* [WORKING DATA]
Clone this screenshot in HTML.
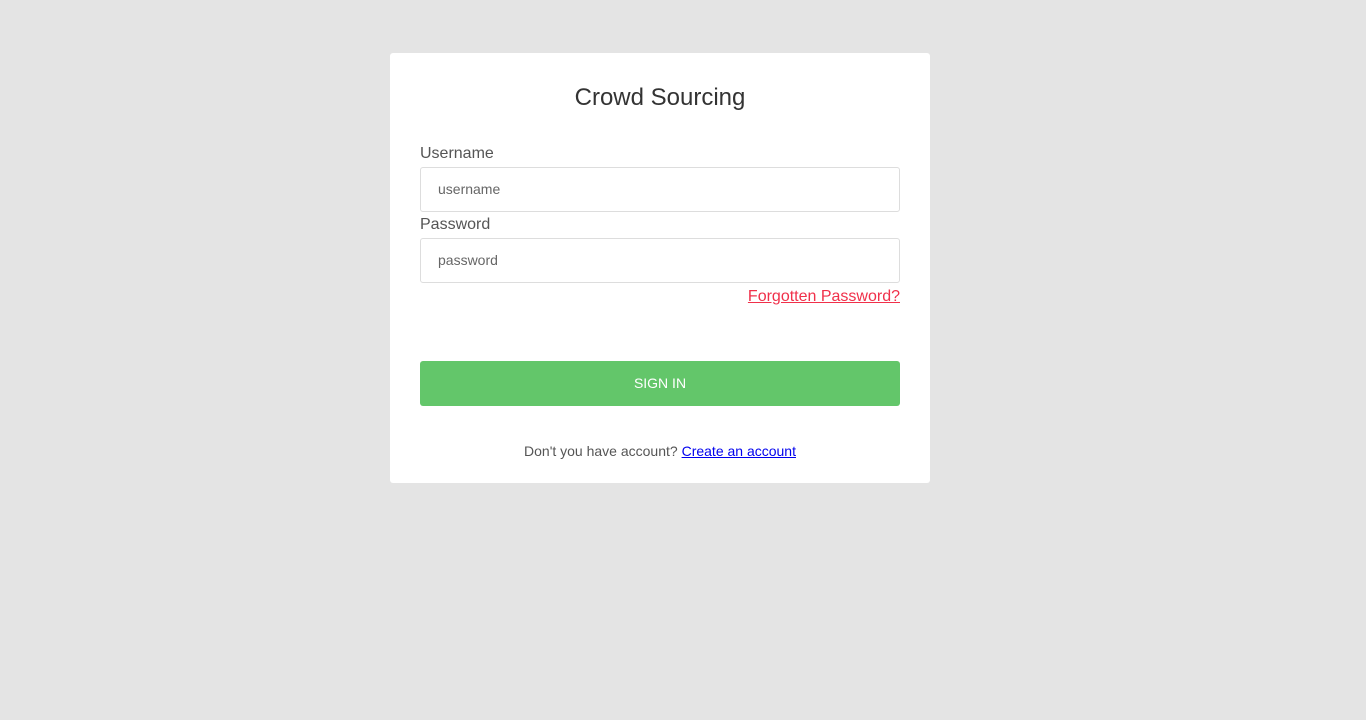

---

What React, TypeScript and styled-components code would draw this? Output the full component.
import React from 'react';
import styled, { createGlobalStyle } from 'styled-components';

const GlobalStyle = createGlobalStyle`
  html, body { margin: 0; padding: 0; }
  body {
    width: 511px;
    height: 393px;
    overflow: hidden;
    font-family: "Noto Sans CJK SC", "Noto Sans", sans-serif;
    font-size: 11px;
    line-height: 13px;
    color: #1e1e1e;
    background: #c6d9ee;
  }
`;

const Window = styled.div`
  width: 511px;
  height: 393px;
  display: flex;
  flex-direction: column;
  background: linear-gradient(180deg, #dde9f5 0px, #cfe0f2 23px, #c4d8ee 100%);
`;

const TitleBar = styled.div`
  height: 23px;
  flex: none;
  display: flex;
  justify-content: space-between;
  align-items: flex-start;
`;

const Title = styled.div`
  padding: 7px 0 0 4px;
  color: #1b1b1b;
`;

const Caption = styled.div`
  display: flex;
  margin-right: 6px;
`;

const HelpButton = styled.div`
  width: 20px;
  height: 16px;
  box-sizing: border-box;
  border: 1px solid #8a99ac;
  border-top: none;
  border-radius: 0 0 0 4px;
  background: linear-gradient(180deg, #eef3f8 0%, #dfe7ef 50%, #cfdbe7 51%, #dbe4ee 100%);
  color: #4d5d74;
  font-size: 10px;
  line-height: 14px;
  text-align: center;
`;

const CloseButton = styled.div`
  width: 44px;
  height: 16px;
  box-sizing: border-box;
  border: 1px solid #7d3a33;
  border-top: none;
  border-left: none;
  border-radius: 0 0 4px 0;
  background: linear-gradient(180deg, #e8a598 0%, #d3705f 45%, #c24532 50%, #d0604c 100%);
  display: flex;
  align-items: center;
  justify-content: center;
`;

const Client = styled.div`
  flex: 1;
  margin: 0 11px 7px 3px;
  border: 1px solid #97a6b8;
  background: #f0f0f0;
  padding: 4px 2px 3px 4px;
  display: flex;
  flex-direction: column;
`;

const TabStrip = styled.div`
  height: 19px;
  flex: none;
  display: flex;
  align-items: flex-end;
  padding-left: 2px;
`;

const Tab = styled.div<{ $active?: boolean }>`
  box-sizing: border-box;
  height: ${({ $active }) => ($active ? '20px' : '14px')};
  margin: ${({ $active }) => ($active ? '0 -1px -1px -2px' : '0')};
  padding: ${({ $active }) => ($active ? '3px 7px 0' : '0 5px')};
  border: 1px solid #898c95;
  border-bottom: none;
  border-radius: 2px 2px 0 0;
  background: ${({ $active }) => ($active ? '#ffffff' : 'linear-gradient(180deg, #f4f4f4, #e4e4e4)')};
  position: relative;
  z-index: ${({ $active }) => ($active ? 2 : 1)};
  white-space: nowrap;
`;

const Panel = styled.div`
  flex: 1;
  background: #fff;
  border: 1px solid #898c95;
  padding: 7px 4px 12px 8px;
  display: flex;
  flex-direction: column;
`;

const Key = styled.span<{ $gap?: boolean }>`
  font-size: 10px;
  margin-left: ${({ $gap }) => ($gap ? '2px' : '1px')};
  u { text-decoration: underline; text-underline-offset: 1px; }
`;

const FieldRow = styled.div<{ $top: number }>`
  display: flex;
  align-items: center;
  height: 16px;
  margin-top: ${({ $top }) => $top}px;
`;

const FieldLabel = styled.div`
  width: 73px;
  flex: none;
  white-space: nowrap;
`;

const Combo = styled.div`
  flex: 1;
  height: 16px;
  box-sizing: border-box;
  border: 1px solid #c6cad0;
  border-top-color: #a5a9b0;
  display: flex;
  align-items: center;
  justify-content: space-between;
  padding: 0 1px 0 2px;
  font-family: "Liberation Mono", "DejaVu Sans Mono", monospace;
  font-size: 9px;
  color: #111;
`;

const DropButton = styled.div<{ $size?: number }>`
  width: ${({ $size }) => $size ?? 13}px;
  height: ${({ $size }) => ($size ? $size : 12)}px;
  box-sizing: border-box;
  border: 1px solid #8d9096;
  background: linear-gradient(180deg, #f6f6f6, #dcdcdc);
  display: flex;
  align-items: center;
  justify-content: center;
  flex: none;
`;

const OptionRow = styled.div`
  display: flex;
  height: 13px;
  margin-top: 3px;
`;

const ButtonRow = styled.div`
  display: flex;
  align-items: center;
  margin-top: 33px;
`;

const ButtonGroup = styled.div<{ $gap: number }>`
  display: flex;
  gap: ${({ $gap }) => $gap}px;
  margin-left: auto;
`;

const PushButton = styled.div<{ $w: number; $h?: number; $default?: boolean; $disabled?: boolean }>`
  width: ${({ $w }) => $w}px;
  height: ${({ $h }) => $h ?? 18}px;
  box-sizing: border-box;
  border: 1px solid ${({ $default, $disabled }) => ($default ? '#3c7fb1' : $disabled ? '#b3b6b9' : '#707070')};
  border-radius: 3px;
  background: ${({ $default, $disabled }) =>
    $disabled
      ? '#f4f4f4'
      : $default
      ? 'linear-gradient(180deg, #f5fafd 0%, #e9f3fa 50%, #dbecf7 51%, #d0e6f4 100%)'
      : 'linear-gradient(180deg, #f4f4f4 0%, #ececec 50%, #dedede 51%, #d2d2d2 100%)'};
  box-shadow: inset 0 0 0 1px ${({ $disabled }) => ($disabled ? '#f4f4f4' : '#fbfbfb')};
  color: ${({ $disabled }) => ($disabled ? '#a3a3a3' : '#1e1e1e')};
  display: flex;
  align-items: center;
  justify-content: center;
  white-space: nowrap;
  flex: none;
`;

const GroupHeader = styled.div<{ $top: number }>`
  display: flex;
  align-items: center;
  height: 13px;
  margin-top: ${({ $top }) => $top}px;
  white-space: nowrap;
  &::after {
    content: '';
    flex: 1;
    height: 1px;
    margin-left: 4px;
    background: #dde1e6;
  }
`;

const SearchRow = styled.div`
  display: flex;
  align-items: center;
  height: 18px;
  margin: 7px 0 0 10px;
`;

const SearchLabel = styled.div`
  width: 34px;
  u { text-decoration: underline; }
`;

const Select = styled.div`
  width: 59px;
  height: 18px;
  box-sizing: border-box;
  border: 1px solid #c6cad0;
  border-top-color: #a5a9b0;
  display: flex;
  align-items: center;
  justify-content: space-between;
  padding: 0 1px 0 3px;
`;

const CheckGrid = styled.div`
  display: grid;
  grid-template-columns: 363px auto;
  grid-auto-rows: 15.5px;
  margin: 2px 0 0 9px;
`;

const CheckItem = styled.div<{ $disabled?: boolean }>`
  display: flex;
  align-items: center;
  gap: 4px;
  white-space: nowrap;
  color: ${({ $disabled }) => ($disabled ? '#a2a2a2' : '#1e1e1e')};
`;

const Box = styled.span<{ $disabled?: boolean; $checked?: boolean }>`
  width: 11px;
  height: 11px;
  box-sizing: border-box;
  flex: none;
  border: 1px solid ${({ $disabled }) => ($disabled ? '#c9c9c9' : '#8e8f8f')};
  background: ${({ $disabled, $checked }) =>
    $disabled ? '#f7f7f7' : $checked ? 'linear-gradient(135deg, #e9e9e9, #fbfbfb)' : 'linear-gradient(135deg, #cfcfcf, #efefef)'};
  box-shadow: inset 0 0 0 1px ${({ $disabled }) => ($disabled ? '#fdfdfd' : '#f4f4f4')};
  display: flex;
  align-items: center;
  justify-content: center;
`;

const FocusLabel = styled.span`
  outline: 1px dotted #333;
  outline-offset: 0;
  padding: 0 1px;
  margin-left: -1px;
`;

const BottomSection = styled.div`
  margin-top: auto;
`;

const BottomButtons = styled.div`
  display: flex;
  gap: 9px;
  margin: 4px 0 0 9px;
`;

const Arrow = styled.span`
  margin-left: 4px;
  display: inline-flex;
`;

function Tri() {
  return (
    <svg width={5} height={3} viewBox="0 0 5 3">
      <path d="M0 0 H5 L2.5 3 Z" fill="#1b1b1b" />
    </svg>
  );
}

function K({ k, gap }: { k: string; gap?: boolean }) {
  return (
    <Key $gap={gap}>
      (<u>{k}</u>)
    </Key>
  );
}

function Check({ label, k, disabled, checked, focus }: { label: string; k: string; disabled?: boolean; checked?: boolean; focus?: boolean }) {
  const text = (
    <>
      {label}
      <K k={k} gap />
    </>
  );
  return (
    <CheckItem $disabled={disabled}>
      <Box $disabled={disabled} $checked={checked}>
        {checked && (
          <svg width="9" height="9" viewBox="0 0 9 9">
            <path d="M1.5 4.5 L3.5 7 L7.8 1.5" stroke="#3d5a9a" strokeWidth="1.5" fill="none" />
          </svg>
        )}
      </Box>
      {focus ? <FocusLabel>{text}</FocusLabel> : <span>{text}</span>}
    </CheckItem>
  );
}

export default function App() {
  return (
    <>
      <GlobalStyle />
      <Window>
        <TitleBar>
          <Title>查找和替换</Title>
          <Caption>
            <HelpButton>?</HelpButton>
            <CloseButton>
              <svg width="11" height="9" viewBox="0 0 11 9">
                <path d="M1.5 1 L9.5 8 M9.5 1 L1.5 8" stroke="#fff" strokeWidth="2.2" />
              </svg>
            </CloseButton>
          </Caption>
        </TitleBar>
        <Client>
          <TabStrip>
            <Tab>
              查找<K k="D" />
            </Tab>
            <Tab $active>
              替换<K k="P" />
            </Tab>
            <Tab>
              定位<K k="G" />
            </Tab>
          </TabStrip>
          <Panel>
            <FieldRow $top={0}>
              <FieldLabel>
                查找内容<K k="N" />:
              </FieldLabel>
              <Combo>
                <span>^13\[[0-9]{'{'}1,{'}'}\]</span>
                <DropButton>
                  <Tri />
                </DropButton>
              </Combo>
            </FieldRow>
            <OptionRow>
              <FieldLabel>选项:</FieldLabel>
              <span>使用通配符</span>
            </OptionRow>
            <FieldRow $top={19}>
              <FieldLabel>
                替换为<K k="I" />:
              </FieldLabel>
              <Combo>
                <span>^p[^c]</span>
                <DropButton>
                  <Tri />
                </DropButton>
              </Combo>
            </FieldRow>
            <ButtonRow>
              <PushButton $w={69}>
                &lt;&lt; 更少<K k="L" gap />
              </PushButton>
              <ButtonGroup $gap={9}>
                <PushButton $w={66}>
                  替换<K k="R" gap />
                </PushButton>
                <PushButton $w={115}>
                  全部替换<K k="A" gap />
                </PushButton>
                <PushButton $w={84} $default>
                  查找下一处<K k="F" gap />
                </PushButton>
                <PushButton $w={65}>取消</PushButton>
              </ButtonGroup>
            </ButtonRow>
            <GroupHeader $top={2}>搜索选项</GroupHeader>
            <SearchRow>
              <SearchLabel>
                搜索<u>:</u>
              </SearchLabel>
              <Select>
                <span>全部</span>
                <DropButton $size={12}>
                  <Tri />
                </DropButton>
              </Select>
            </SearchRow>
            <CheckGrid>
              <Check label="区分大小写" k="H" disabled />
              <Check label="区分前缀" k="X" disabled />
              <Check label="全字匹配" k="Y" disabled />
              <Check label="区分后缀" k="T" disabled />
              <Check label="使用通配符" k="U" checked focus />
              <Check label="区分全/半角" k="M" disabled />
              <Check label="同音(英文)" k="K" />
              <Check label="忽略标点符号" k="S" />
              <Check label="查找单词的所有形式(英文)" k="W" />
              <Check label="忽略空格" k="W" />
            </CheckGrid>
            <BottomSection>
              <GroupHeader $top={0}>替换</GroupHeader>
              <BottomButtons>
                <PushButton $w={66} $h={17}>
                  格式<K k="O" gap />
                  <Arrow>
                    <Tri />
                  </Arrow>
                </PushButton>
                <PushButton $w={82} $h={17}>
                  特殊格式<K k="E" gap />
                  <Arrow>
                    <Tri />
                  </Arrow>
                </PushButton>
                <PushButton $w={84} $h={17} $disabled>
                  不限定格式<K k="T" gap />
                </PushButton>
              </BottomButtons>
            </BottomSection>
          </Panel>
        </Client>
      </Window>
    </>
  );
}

* * *

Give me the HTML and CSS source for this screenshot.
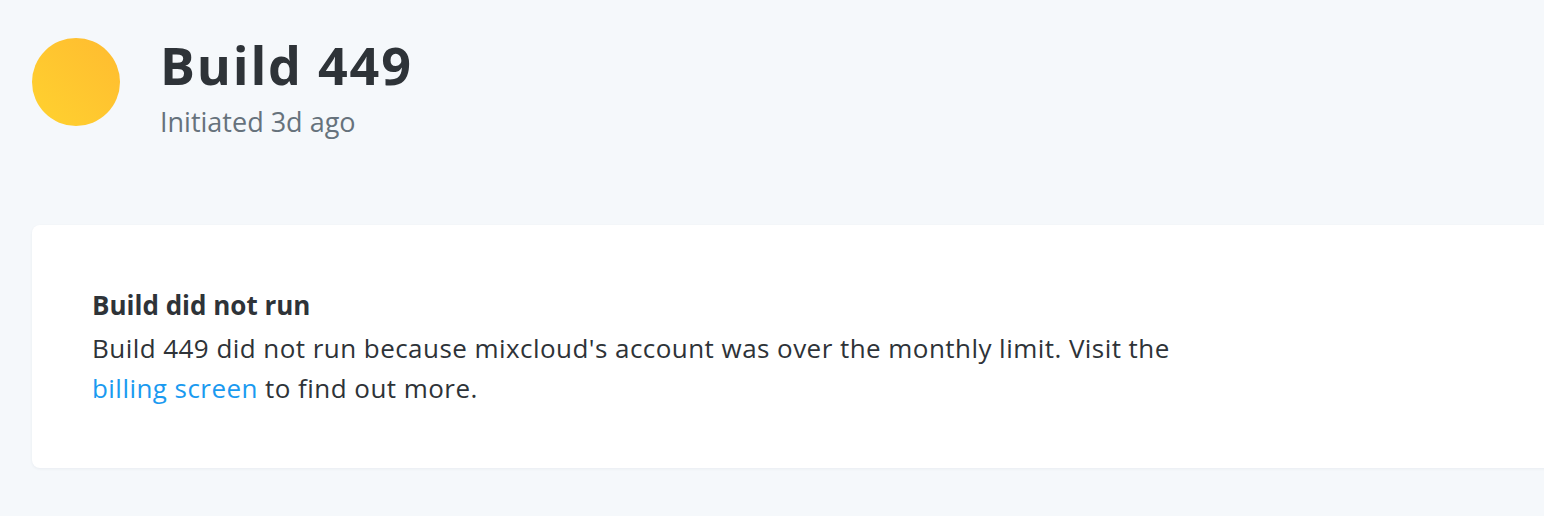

* [GOAL] Say how many lines in the listing above include "screenshot". Give nothing but the number.

* [THE OUTPUT] 2